▸ Exercise directions
Write out the entries below exactly, starting at the first line and stopping after the line that contains "import React from"; skip all pictures.

▸ The data
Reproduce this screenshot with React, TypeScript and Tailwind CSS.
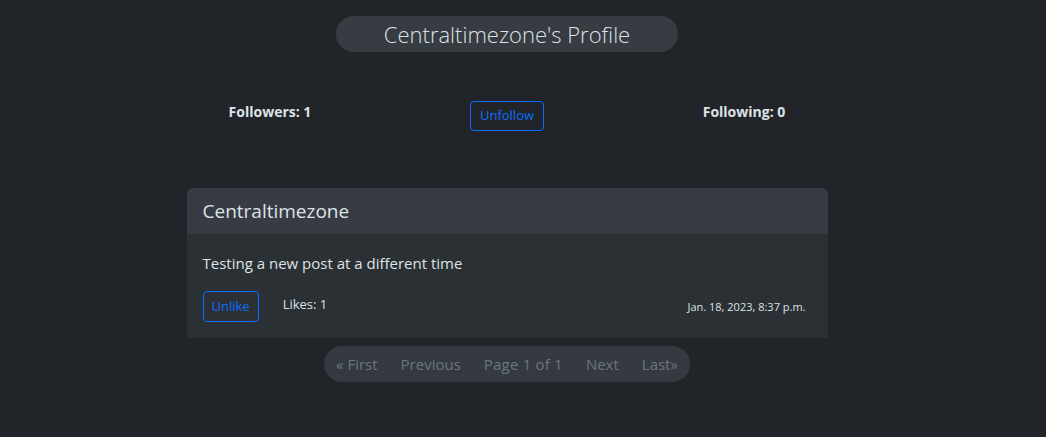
import React from "react";

export default function App() {
  const font = { fontFamily: '"Open Sans", "Noto Sans", sans-serif' };
  return (
    <div className="min-h-[437px] w-full bg-[#212529] text-[#dee2e6]" style={font}>
      <div className="flex flex-col items-center pr-[32px] pt-[16px]">
        <h1 className="flex h-[36px] w-[342px] items-center justify-center rounded-full bg-[#373b42] text-[22px] font-light text-[#dee2e6]">
          Centraltimezone's Profile
        </h1>
        <div className="mt-[49px] grid w-[711px] grid-cols-3">
          <div className="flex justify-center text-[14px] font-bold">Followers: 1</div>
          <div className="flex justify-center">
            <button className="h-[30px] rounded-[4px] border border-[#0d6efd] px-[9px] text-[13px] text-[#0d6efd]">
              Unfollow
            </button>
          </div>
          <div className="flex justify-center text-[14px] font-bold">Following: 0</div>
        </div>
        <div className="mt-[57px] w-[641px] overflow-hidden rounded-t-[6px] bg-[#2b3035]">
          <div className="flex h-[46px] items-center bg-[#373b43] px-[16px] text-[19px]">Centraltimezone</div>
          <div className="px-[16px] pb-[16px] pt-[17px]">
            <p className="text-[15px] leading-[24px]">Testing a new post at a different time</p>
            <div className="mt-[16px] flex items-start">
              <button className="h-[31px] rounded-[4px] border border-[#0d6efd] px-[8px] text-[13px] text-[#0d6efd]">
                Unlike
              </button>
              <span className="ml-[24px] mt-[4px] text-[13px]">Likes: 1</span>
              <span className="ml-auto mr-[6px] mt-[8px] text-[11px]">Jan. 18, 2023, 8:37 p.m.</span>
            </div>
          </div>
        </div>
        <div className="mt-[8px] flex h-[36px] items-center gap-[23px] rounded-full bg-[#343a40] px-[12px] text-[15px] text-[#6c757d]">
          <span>« First</span>
          <span>Previous</span>
          <span className="tracking-[0.2px]">Page 1 of 1</span>
          <span>Next</span>
          <span>Last»</span>
        </div>
      </div>
    </div>
  );
}
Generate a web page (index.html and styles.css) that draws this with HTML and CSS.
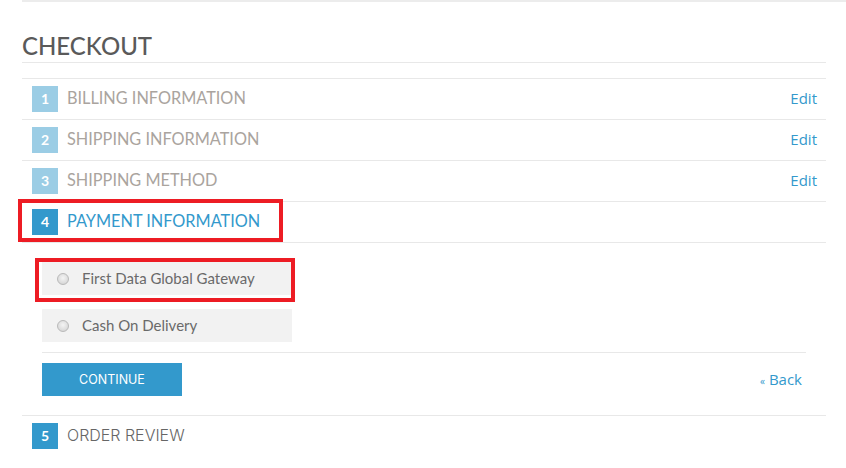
FILE: index.html
```html
<!doctype html>
<html lang="en">
  <head>
    <meta charset="UTF-8" />
    <title>Checkout</title>
    <link rel="stylesheet" href="styles.css">
  </head>
  <body>
    <div class="top-rule"></div>
    <div class="page">
      <h1 class="page-title">CHECKOUT</h1>
      <ol class="steps">
        <li class="step done">
          <div class="step-head">
            <span class="step-num">1</span>
            <span class="step-name">BILLING INFORMATION</span>
            <a class="edit" href="#">Edit</a>
          </div>
        </li>
        <li class="step done">
          <div class="step-head">
            <span class="step-num">2</span>
            <span class="step-name">SHIPPING INFORMATION</span>
            <a class="edit" href="#">Edit</a>
          </div>
        </li>
        <li class="step done">
          <div class="step-head">
            <span class="step-num">3</span>
            <span class="step-name">SHIPPING METHOD</span>
            <a class="edit" href="#">Edit</a>
          </div>
        </li>
        <li class="step active">
          <div class="step-head">
            <span class="step-num">4</span>
            <span class="step-name">PAYMENT INFORMATION</span>
            <span class="mark mark-head"></span>
          </div>
          <div class="step-body">
            <div class="methods">
              <label class="method">
                <input type="radio" name="payment" />
                <span class="method-name">First Data Global Gateway</span>
                <span class="mark mark-method"></span>
              </label>
              <label class="method">
                <input type="radio" name="payment" />
                <span class="method-name">Cash On Delivery</span>
              </label>
            </div>
            <div class="actions">
              <button class="btn-continue">CONTINUE</button>
              <a class="back" href="#"><small>&laquo;</small> Back</a>
            </div>
          </div>
        </li>
        <li class="step">
          <div class="step-head">
            <span class="step-num">5</span>
            <span class="step-name">ORDER REVIEW</span>
          </div>
        </li>
      </ol>
    </div>
  </body>
</html>
```

FILE: styles.css
```css
body {
  margin: 0;
  font-family: Lato, "Open Sans", sans-serif;
  background: #fff;
}
.top-rule {
  margin-left: 22px;
  border-top: 2px solid #ececec;
}
.page {
  width: 804px;
  margin-left: 22px;
}
.page-title {
  margin: 0;
  padding-top: 27px;
  height: 33px;
  line-height: 33px;
  font-size: 24px;
  font-weight: 500;
  color: #5a5a5a;
  border-bottom: 1px solid #e8e8e8;
}
.steps {
  list-style: none;
  margin: 15px 0 0;
  padding: 0;
}
.step {
  border-top: 1px solid #e8e8e8;
}
.step-head {
  position: relative;
  display: flex;
  align-items: center;
  height: 40px;
  padding-left: 10px;
}
.step-num {
  width: 26px;
  height: 26px;
  line-height: 26px;
  text-align: center;
  font-size: 14px;
  font-weight: 700;
  color: #fff;
  background: #9bcde5;
}
.step-name {
  flex: 1;
  margin-left: 9px;
  margin-bottom: 3px;
  font-size: 16.3px;
  color: #aaa49e;
}
.edit {
  font-family: "Open Sans", sans-serif;
  font-size: 15px;
  color: #3399cc;
  text-decoration: none;
  margin-right: 9px;
  margin-bottom: 2px;
}
.step.active .step-num {
  background: #3399cc;
}
.step.active .step-name {
  color: #3399cc;
}
.step:last-child .step-num {
  background: #3399cc;
}
.step:last-child .step-name {
  font-family: Inter, sans-serif;
  font-size: 16px;
  font-weight: 300;
  color: #666;
}
.mark {
  position: absolute;
  border: 4px solid #ed1c24;
  pointer-events: none;
}
.mark-head {
  left: -4px;
  top: -3px;
  width: 257px;
  height: 35px;
}
.step-body {
  padding: 19px 20px 19px 20px;
  border-top: 1px solid #e8e8e8;
}
.methods {
  display: flex;
  flex-direction: column;
  gap: 14px;
  padding-bottom: 10px;
  border-bottom: 1px solid #e8e8e8;
}
.method {
  position: relative;
  display: flex;
  align-items: center;
  width: 250px;
  height: 33px;
  background: #f2f2f2;
  font-size: 15px;
  color: #6a6a6a;
}
.method-name {
  margin-bottom: 2px;
}
.method input {
  appearance: none;
  margin: 0 13px 0 15px;
  width: 12px;
  height: 12px;
  border: 1px solid #b9b9b9;
  border-radius: 50%;
  background: radial-gradient(circle at 50% 40%, #f4f4f4, #cfcfcf);
}
.mark-method {
  left: -7px;
  top: -4px;
  width: 252px;
  height: 36px;
}
.actions {
  display: flex;
  align-items: center;
  justify-content: space-between;
  padding-top: 10px;
}
.btn-continue {
  width: 140px;
  height: 33px;
  border: none;
  background: #3399cc;
  color: #fff;
  font-family: Inter, sans-serif;
  font-size: 12.5px;
  cursor: pointer;
}
.back {
  font-family: "Open Sans", sans-serif;
  font-size: 15px;
  color: #3399cc;
  text-decoration: none;
  margin-right: 4px;
  margin-bottom: 2px;
}
.back small {
  font-size: 10px;
}
```
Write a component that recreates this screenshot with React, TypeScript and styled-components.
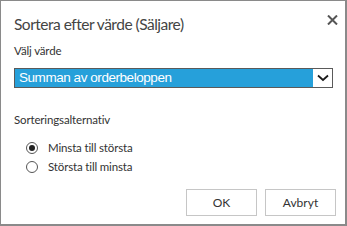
import React, { useState } from "react";
import styled, { createGlobalStyle } from "styled-components";

const GlobalStyle = createGlobalStyle`
  html, body {
    margin: 0;
    padding: 0;
    background: #ffffff;
  }
  body {
    font-family: Lato, "Open Sans", sans-serif;
  }
`;

const Dialog = styled.div`
  box-sizing: border-box;
  width: 347px;
  height: 226px;
  background: #ffffff;
  border-style: solid;
  border-color: #8a8a8a;
  border-width: 1px 2px 2px 1px;
  padding: 12px 9px 8px 13px;
  display: flex;
  flex-direction: column;
`;

const Header = styled.div`
  display: flex;
  justify-content: space-between;
  align-items: flex-start;
  height: 30px;
`;

const Title = styled.h1`
  margin: 0;
  font-size: 15.5px;
  font-weight: 400;
  color: #444444;
  letter-spacing: -0.5px;
  line-height: 22px;
`;

const CloseButton = styled.button`
  border: none;
  background: none;
  padding: 0;
  margin: 0 -3px 0 0;
  width: 14px;
  height: 14px;
  cursor: pointer;
  display: flex;
  align-items: center;
  justify-content: center;
`;

const Label = styled.div`
  font-size: 11.5px;
  letter-spacing: -0.15px;
  color: #333333;
  line-height: 16px;
`;

const SelectBox = styled.div`
  box-sizing: border-box;
  margin-top: 9px;
  width: 319px;
  height: 20px;
  border: 1px solid #5a5a5a;
  display: flex;
  background: #ffffff;
`;

const SelectValue = styled.div`
  flex: 1;
  background: #26a0da;
  color: #ffffff;
  font-family: "Liberation Sans", Arial, sans-serif;
  font-size: 13.5px;
  letter-spacing: -0.45px;
  line-height: 18px;
  padding-left: 4px;
  white-space: nowrap;
`;

const Arrow = styled.div`
  width: 19px;
  display: flex;
  align-items: center;
  justify-content: center;
`;

const Section = styled.div`
  margin-top: 24px;
`;

const RadioList = styled.div`
  display: flex;
  flex-direction: column;
  gap: 2px;
  margin-top: 11px;
  padding-left: 12px;
`;

const RadioRow = styled.label`
  display: flex;
  align-items: center;
  gap: 10px;
  font-size: 11.5px;
  letter-spacing: -0.15px;
  color: #333333;
  line-height: 17px;
  cursor: pointer;
`;

const RadioCircle = styled.span<{ checked: boolean }>`
  box-sizing: border-box;
  width: 12px;
  height: 12px;
  border-radius: 50%;
  border: 1px solid #555555;
  display: flex;
  align-items: center;
  justify-content: center;
  &::after {
    content: "";
    width: 6px;
    height: 6px;
    border-radius: 50%;
    background: ${(p) => (p.checked ? "#222222" : "transparent")};
  }
`;

const Footer = styled.div`
  margin-top: auto;
  display: flex;
  justify-content: flex-end;
  gap: 8px;
`;

const Button = styled.button`
  box-sizing: border-box;
  width: 71px;
  height: 27px;
  background: #ffffff;
  border: 1px solid #c6c6c6;
  font-family: Lato, "Open Sans", sans-serif;
  font-size: 12px;
  color: #333333;
  padding: 0;
  cursor: pointer;
`;

export default (): React.ReactElement => {
  const [order, setOrder] = useState<"asc" | "desc">("asc");

  return (
    <>
      <GlobalStyle />
      <Dialog>
        <Header>
          <Title>Sortera efter värde (Säljare)</Title>
          <CloseButton aria-label="Stäng">
            <svg width="11" height="10" viewBox="0 0 11 10">
              <path
                d="M1 0.5 L10 9.5 M10 0.5 L1 9.5"
                stroke="#555555"
                strokeWidth="2"
                fill="none"
              />
            </svg>
          </CloseButton>
        </Header>
        <Label>Välj värde</Label>
        <SelectBox>
          <SelectValue>Summan av orderbeloppen</SelectValue>
          <Arrow>
            <svg width="12" height="8" viewBox="0 0 12 8">
              <path
                d="M1 1.5 L6 6 L11 1.5"
                stroke="#1a1a1a"
                strokeWidth="1.8"
                fill="none"
              />
            </svg>
          </Arrow>
        </SelectBox>
        <Section>
          <Label>Sorteringsalternativ</Label>
          <RadioList>
            <RadioRow onClick={() => setOrder("asc")}>
              <RadioCircle checked={order === "asc"} />
              Minsta till största
            </RadioRow>
            <RadioRow onClick={() => setOrder("desc")}>
              <RadioCircle checked={order === "desc"} />
              Största till minsta
            </RadioRow>
          </RadioList>
        </Section>
        <Footer>
          <Button>OK</Button>
          <Button>Avbryt</Button>
        </Footer>
      </Dialog>
    </>
  );
};
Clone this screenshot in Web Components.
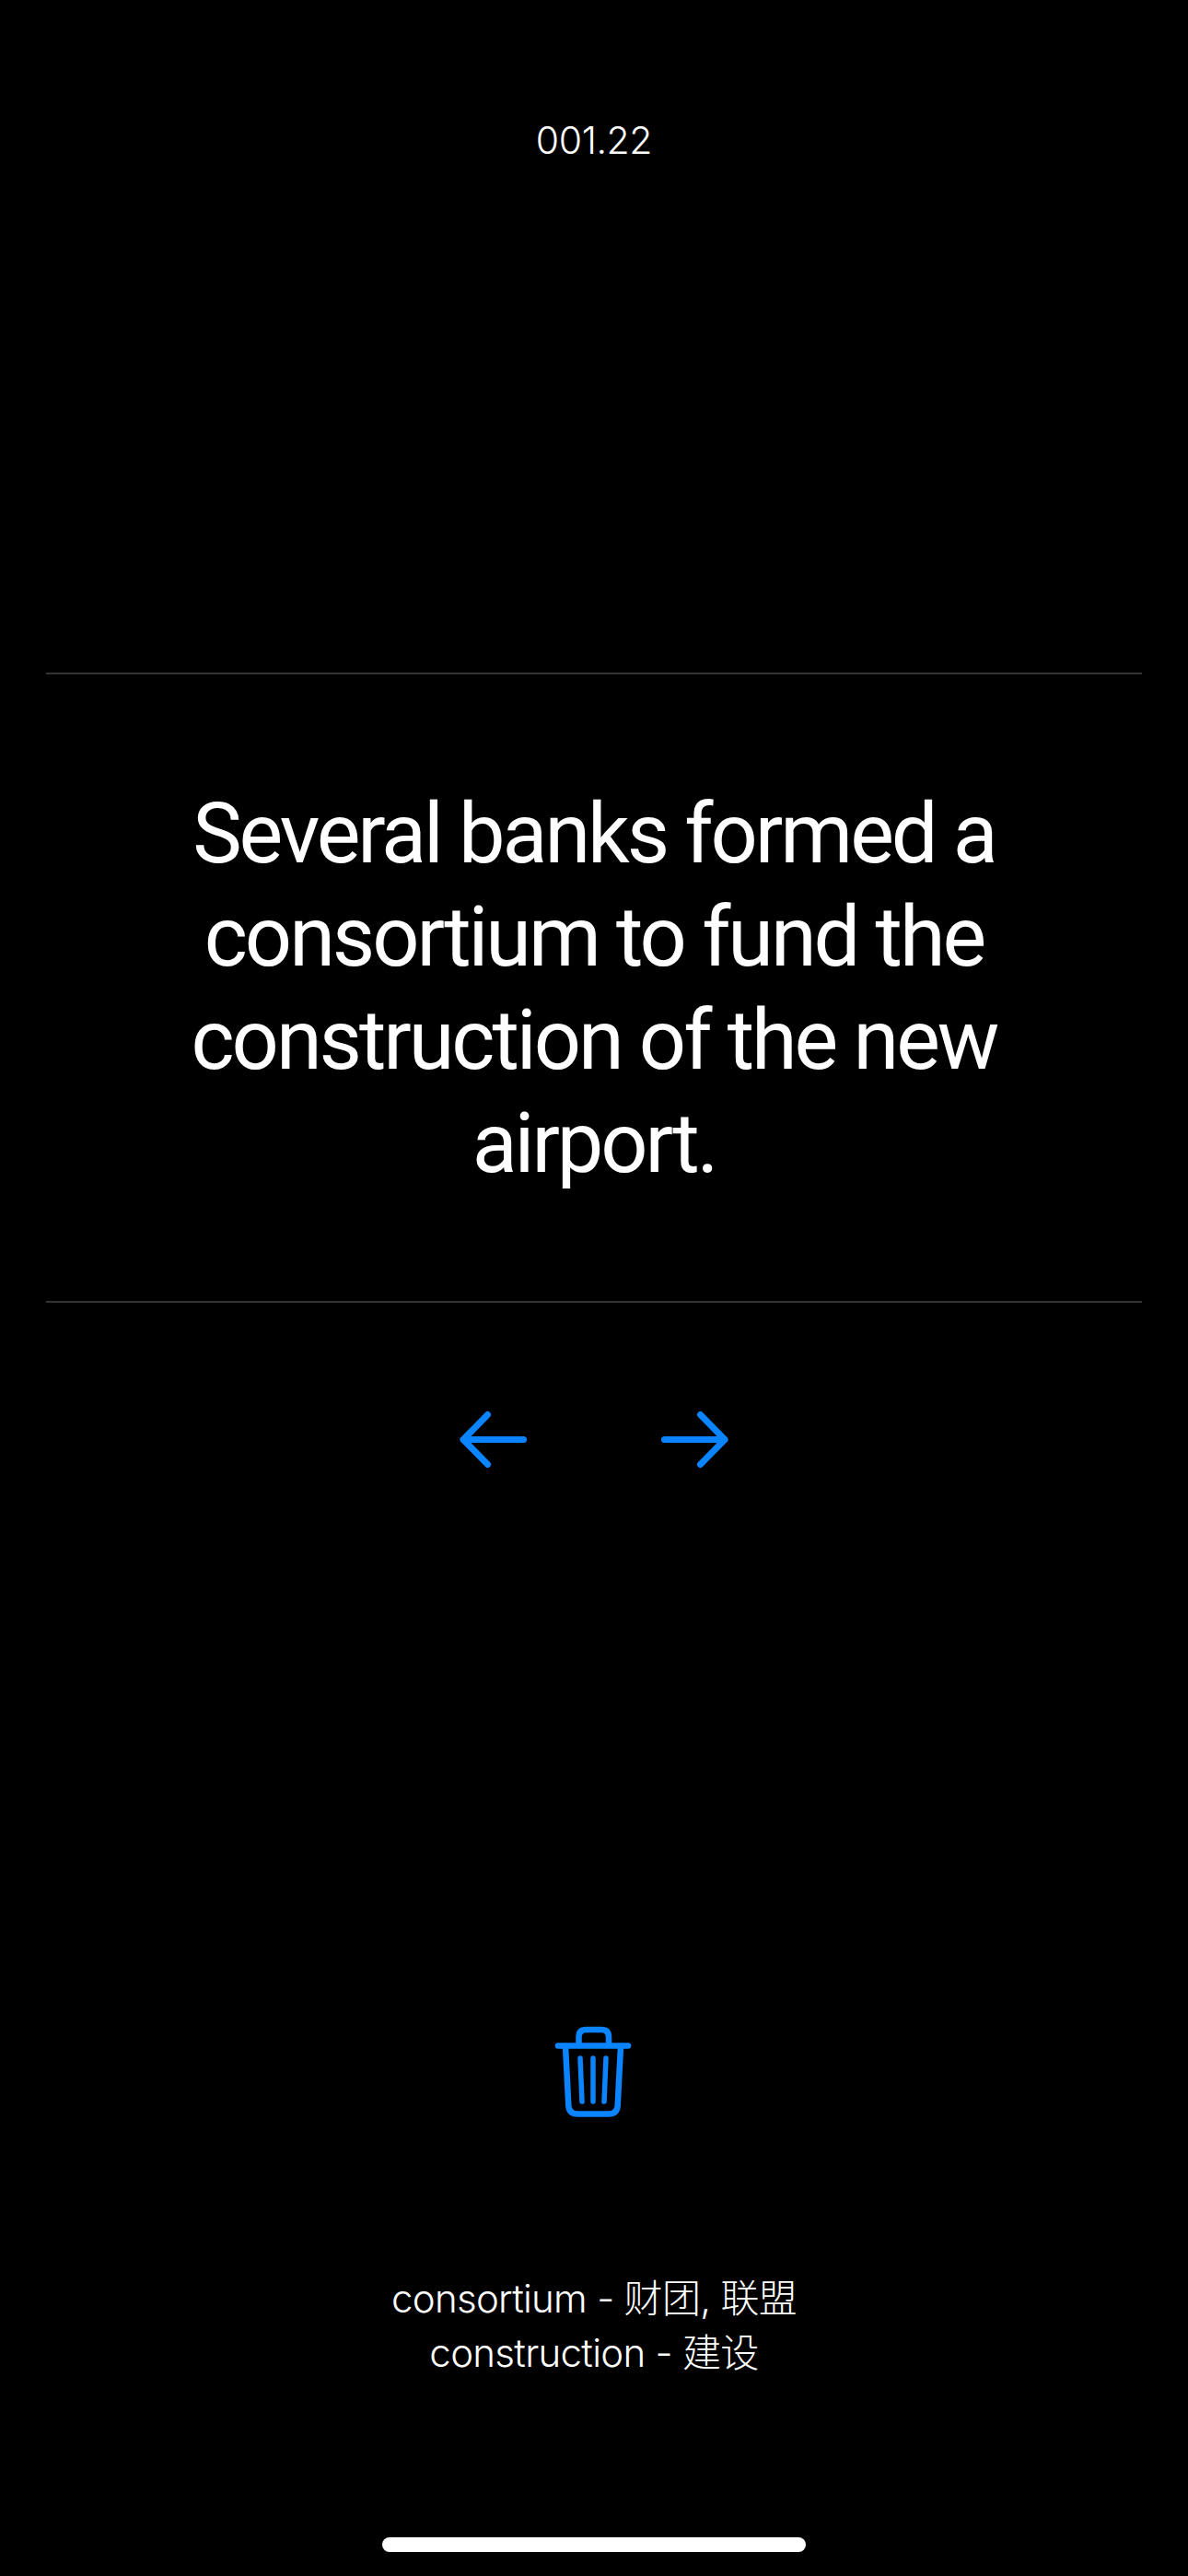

▸ Task solution
Reproduce this screenshot with React, TypeScript and Tailwind CSS.
import React from "react";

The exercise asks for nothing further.